Graphene And Copper Nanowire Thermal Interface With Low Thermal Resistance

With the increasing waste heat production by today’s electronics in ever smaller spaces, drawing this heat away quickly enough to prevent thermal throttling or damage is a major concern. This is where research by Lin Jing and colleagues from Carnegie Mellon University’s Department of Mechanical Engineering demonstrates a thermal interface material (TIM) that should provide a significant boost here. In the article, published in ACS Nano (paywalled; open access preprint alternative) the construction of this copper and graphene ‘sandwich’ TIM is described, along with tests.

The general idea is to use pillars between the two surfaces that can quickly carry the heat from the hot surface to the cool one.
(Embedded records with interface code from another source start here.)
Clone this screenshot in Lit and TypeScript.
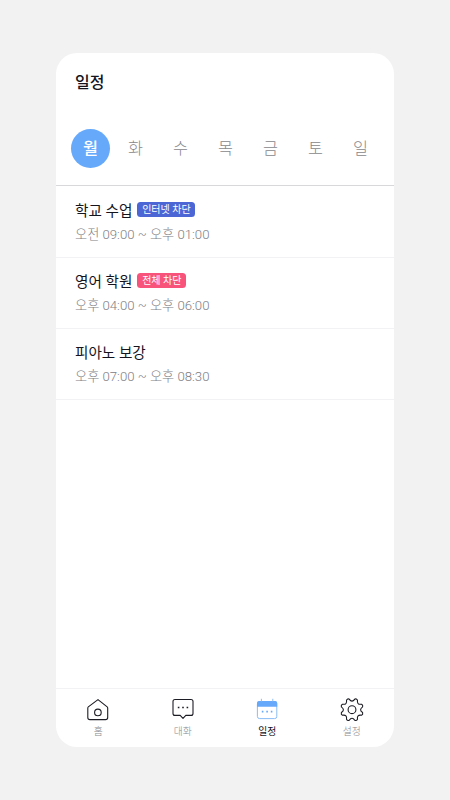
import { LitElement, html, css, svg, nothing } from "lit";
import { customElement } from "lit/decorators.js";
import { classMap } from "lit/directives/class-map.js";

const days = ["월", "화", "수", "목", "금", "토", "일"];

const events = [
  { title: "학교 수업", time: "오전 09:00 ~ 오후 01:00", tag: "인터넷 차단", tone: "blue" },
  { title: "영어 학원", time: "오후 04:00 ~ 오후 06:00", tag: "전체 차단", tone: "red" },
  { title: "피아노 보강", time: "오후 07:00 ~ 오후 08:30", tag: "", tone: "" },
];

// Eight-toothed gear outline around the origin.
const gearPath = (() => {
  const at = (r: number, deg: number) => {
    const a = (deg * Math.PI) / 180;
    return `${(r * Math.sin(a)).toFixed(2)} ${(-r * Math.cos(a)).toFixed(2)}`;
  };
  let d = `M${at(8.6, 0)}`;
  for (let k = 0; k < 8; k++) {
    const b = k * 45;
    d += `Q${at(8.7, b + 9)} ${at(11, b + 15)}Q${at(12.1, b + 22.5)} ${at(11, b + 30)}Q${at(8.7, b + 36)} ${at(8.6, b + 45)}`;
  }
  return d + "Z";
})();

const icons = {
  home: svg`<path d="M13 2.6 L22.2 9.9 Q22.7 10.3 22.7 11 V20.4 Q22.7 22.6 20.5 22.6 H5 Q2.8 22.6 2.8 20.4 V11 Q2.8 10.3 3.3 9.9 Z"/><circle cx="12.9" cy="15.4" r="3.3"/>`,
  chat: svg`<path d="M5 2.5 H21 Q23 2.5 23 4.5 V16.4 Q23 18.4 21 18.4 H15.8 L13 21.4 L10.2 18.4 H5 Q3 18.4 3 16.4 V4.5 Q3 2.5 5 2.5 Z"/><path class="dots" d="M7.8 9.7 h1.6 v1.6 h-1.6z M12.2 9.7 h1.6 v1.6 h-1.6z M16.6 9.7 h1.6 v1.6 h-1.6z"/>`,
  calendar: svg`<rect class="sheet" x="3.4" y="4.6" width="19.4" height="17" rx="2.2"/><path class="head" d="M3 9.8 V6 Q3 4 5 4 H21.2 Q23.2 4 23.2 6 V9.8 Z"/><path class="sheet" d="M7.4 1.8 V5 M18.8 1.8 V5"/><path class="head" d="M7.8 13.8 h1.6 v1.6 h-1.6z M12.3 13.8 h1.6 v1.6 h-1.6z M16.8 13.8 h1.6 v1.6 h-1.6z"/>`,
  gear: svg`<g transform="translate(13 12.7)"><path d="${gearPath}"/><circle r="3.9"/></g>`,
};

const tabs = [
  { label: "홈", icon: icons.home, active: false },
  { label: "대화", icon: icons.chat, active: false },
  { label: "일정", icon: icons.calendar, active: true },
  { label: "설정", icon: icons.gear, active: false },
];

@customElement("app-root")
export class AppRoot extends LitElement {
  static styles = css`
    :host {
      display: block;
      box-sizing: border-box;
      height: 800px;
      padding: 53px 56px;
      background: #f2f2f2;
      font-family: Roboto, "Noto Sans CJK KR", sans-serif;
    }
    .card {
      display: flex;
      flex-direction: column;
      height: 694px;
      border-radius: 21px;
      background: #fff;
      overflow: hidden;
    }
    h1 {
      margin: 0;
      padding: 18px 19px 0;
      font-size: 16px;
      line-height: 24px;
      font-weight: 500;
      color: #14141e;
      height: 58px;
      box-sizing: border-box;
    }
    .days {
      display: flex;
      padding: 18px 11px 17px 12px;
      height: 75px;
      box-sizing: border-box;
      border-bottom: 1px solid #d8d8da;
      margin-bottom: 1px;
    }
    .day {
      flex: 1;
      display: flex;
      justify-content: center;
      font-size: 16.3px;
      line-height: 40px;
      font-weight: 300;
      color: #88888c;
    }
    .day span {
      width: 39px;
      height: 39px;
      border-radius: 50%;
      text-align: center;
      flex: none;
    }
    .on span {
      background: #66a9fb;
      color: #fff;
      font-weight: 500;
    }
    .event {
      height: 71px;
      box-sizing: border-box;
      padding: 11px 19px 0;
      border-bottom: 1px solid #f2f2f4;
    }
    .top {
      display: flex;
      align-items: center;
      gap: 5px;
      height: 23px;
      font-size: 14.6px;
      line-height: 23px;
      color: #14141e;
    }
    .name { padding-top: 3px; }
    .tag {
      height: 15px;
      padding: 0 4.8px;
      border-radius: 3.5px;
      font-size: 10px;
      line-height: 15px;
      color: #fff;
    }
    .blue { background: #4c66d6; }
    .red { background: #f8537a; }
    .time {
      margin-top: 3px;
      font-size: 13.2px;
      line-height: 21px;
      font-weight: 300;
      color: #808084;
      white-space: nowrap;
    }
    nav {
      margin-top: auto;
      display: flex;
      height: 59px;
      box-sizing: border-box;
      border-top: 1px solid #f2f2f4;
      padding-top: 8px;
    }
    .tab {
      flex: 1;
      display: flex;
      flex-direction: column;
      align-items: center;
      font-size: 9.8px;
      line-height: 17px;
      font-weight: 300;
      color: #88888c;
    }
    .tab.current { color: #14141e; font-weight: 400; }
    svg {
      width: 26px;
      height: 26px;
      fill: none;
      stroke: #1c1c24;
      stroke-width: 1.1;
      stroke-linejoin: round;
      overflow: visible;
    }
    .dots { fill: #1c1c24; stroke: none; }
    .sheet { stroke: #7db4f5; stroke-width: 0.9; }
    .head { fill: #66a9fb; stroke: none; }
  `;

  render() {
    return html`
      <main class="card">
        <h1>일정</h1>
        <div class="days">
          ${days.map((d, i) => html`<div class=${classMap({ day: true, on: i === 0 })}><span>${d}</span></div>`)}
        </div>
        ${events.map(
          (e) => html`<section class="event">
            <div class="top">
              <span class="name">${e.title}</span>${e.tag ? html`<span class="tag ${e.tone}">${e.tag}</span>` : nothing}
            </div>
            <div class="time">${e.time}</div>
          </section>`
        )}
        <nav>
          ${tabs.map(
            (t) => html`<div class=${classMap({ tab: true, current: t.active })}>
              <svg viewBox="0 0 26 26">${t.icon}</svg><span>${t.label}</span>
            </div>`
          )}
        </nav>
      </main>
    `;
  }
}
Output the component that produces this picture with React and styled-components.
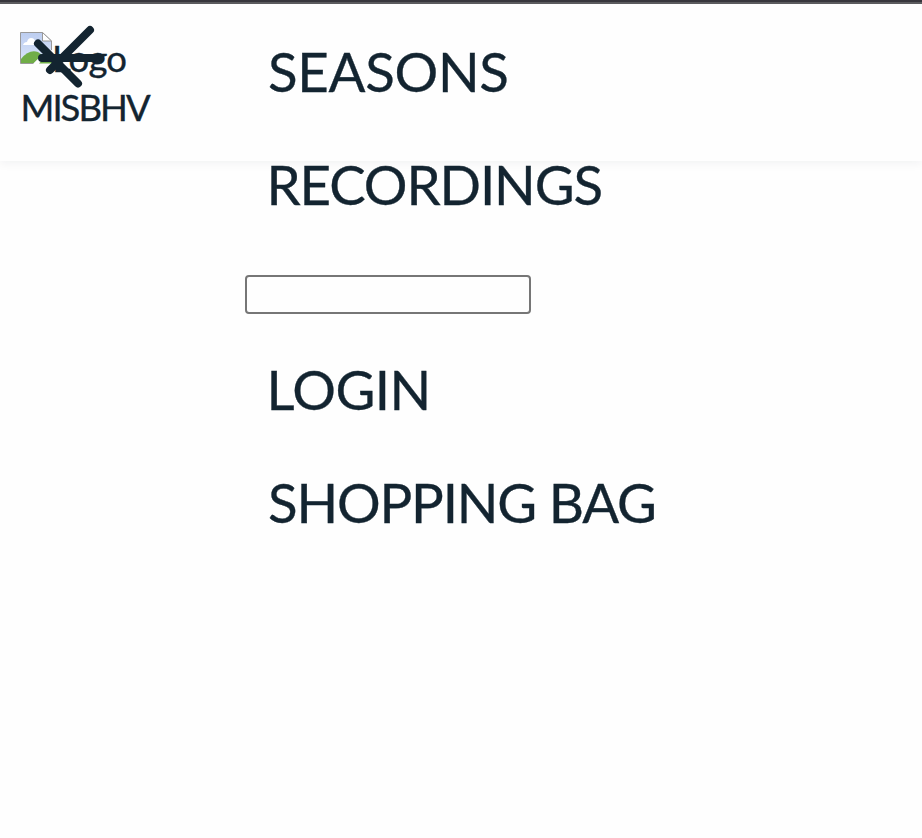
import React from "react";
import styled, { createGlobalStyle } from "styled-components";

const GlobalStyle = createGlobalStyle`
  * { box-sizing: border-box; }
  body {
    margin: 0;
    overflow: hidden;
    background: #fefefe;
    color: #132430;
    font-family: "Futura PT", Futura, Lato, sans-serif;
    -webkit-text-stroke: 0.35px #132430;
  }
`;

const Page = styled.div`
  display: grid;
  grid-template-columns: 245px 1fr;
  align-items: start;
  height: 838px;
  border-top: 2px solid #38373d;
  box-shadow: inset 0 2px 0 #5b5b5e;
`;

const Header = styled.header`
  grid-area: 1 / 1 / 2 / 3;
  height: 159px;
  padding: 30px 20px;
  box-shadow: 0 2px 10px rgba(19, 36, 48, 0.06);
`;

const Brand = styled.a`
  display: grid;
  grid-template-columns: 32px 1fr;
  width: 140px;
`;

const BrandWord = styled.span`
  grid-column: ${(p) => (p.$wide ? "1 / 3" : "2")};
  font-size: 36.5px;
  line-height: ${(p) => (p.$wide ? "46px" : "52px")};
  letter-spacing: ${(p) => p.$tracking};
  padding-left: ${(p) => p.$indent};
  white-space: nowrap;
`;

const BrokenImage = styled.svg`
  width: 32px;
  height: 32px;
`;

const CloseButton = styled.button`
  position: absolute;
  left: 30px;
  top: 20px;
  width: 80px;
  height: 72px;
  padding: 0;
  border: 0;
  background: none;

  svg { display: block; }
`;

const Menu = styled.nav`
  grid-area: 1 / 2;
  display: flex;
  flex-direction: column;
  align-items: flex-start;
  padding-top: 13px;
`;

const MenuLink = styled.a`
  height: 113px;
  line-height: 113px;
  padding-left: ${(p) => p.$indent};
  font-size: 54.6px;
  letter-spacing: ${(p) => p.$tracking};
  white-space: nowrap;
`;

const SearchField = styled.input`
  width: 286px;
  height: 39px;
  margin: 34px 0 19px;
  border: 2px solid #767676;
  border-radius: 4px;
  background: #fefefe;
  outline: none;
`;

export default function App() {
  return (
    <>
      <GlobalStyle />
      <Page>
        <Header>
          <Brand>
            <BrokenImage viewBox="0 0 32 32" aria-hidden="true">
              <defs>
                <linearGradient id="sky" x1="0" y1="0" x2="0" y2="1">
                  <stop offset="0" stopColor="#bccdf0" />
                  <stop offset="1" stopColor="#dce6fa" />
                </linearGradient>
              </defs>
              <path d="M.5.5h22l9 8.5v22.5H.5z" fill="url(#sky)" stroke="#999" />
              <path d="M3 13q1-3 4-3 1-4 4-4 4 0 4 4 3 0 3 3z" fill="#fff" />
              <path d="M1 31v-4Q9 17 18 20l4 3-8 8z" fill="#70ad47" />
              <path d="M13 32l11-11 8-3v14z" fill="#fefefe" />
              <path d="M19 31.5l4-4h9v4z" fill="#70ad47" />
              <path d="M22.5.5V9h9z" fill="#fff" stroke="#999" />
            </BrokenImage>
            <BrandWord $tracking="-0.8px" $indent="0px">Logo</BrandWord>
            <BrandWord $wide $tracking="-2px" $indent="0.5px">MISBHV</BrandWord>
          </Brand>
        </Header>
        <Menu>
          <MenuLink $indent="23px" $tracking="-0.3px">SEASONS</MenuLink>
          <MenuLink $indent="21.5px" $tracking="-1.1px">RECORDINGS</MenuLink>
          <SearchField aria-label="Search" />
          <MenuLink $indent="21.5px" $tracking="-0.5px">LOGIN</MenuLink>
          <MenuLink $indent="23px" $tracking="-1.18px">SHOPPING BAG</MenuLink>
        </Menu>
        <CloseButton aria-label="Close menu">
          <svg width="80" height="72" viewBox="0 0 80 72" fill="none" stroke="#132430" strokeWidth="8" strokeLinecap="round">
            <path d="M60 10 20 50M8 23.5l40 40M12 38h58" />
          </svg>
        </CloseButton>
      </Page>
    </>
  );
}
Although pure copper versions exist and do work, they suffer from the complications of having to build up these copper pillars in place, and subsequent oxidation reducing the effectiveness. While graphene and similar materials have shown superior heat-transfer capabilities, interfacing these materials with copper and other metals has proven problematic.

What Lin Jing et al. demonstrate in this study is to use essentially the pure copper approach, but to combine it with earlier research by Raghav Garg et al. (2017), who demonstrated how to grow 3-dimensional graphene structures. By cladding the copper pillars with graphene, this material improves heat transfer by 60%, while preventing oxidation of the metal. While the challenge is obviously to transfer these findings to something that can be mass-produced for consumer devices, it demonstrates how much potential there is in the use of graphene, which is a relatively new material for such applications due to how hard it was to produce until recently.

 

8 thoughts on “Graphene And Copper Nanowire Thermal Interface With Low Thermal Resistance

    1. That was my thought also. Normally you only use this sort of pillar structure if you are pushing some kind of fluid through the spaces between the pillars to cool or heat one or both skins of the assembly.

    2. If the design was to allow air or liquid flowing through, pillar structure means more surface area for heat transfer off pillars into air or liquid. Otherwise, a solid copper block would be better.

    3. RTFM guys. The pillar structure allows flexibility to fill gaps that a solid material won’t.
      They also claim a thermal conductivity 10-20x better than solder (so, twice as good as solid copper). One will presume it’s because of stuff like “graphene” and “nanowires” and maybe “magic”.
      It will be interesting to see if anything comes from this.

      I am impressed by the “graphene” (graphite) TIM I’ve been testing lately, but it’s no match for solder.

      1. Flexing the pillars just bends them and pushes them together, so you may as well use a layered graphene-copper sandwitch in an application that requires bending / forming to a particular surface.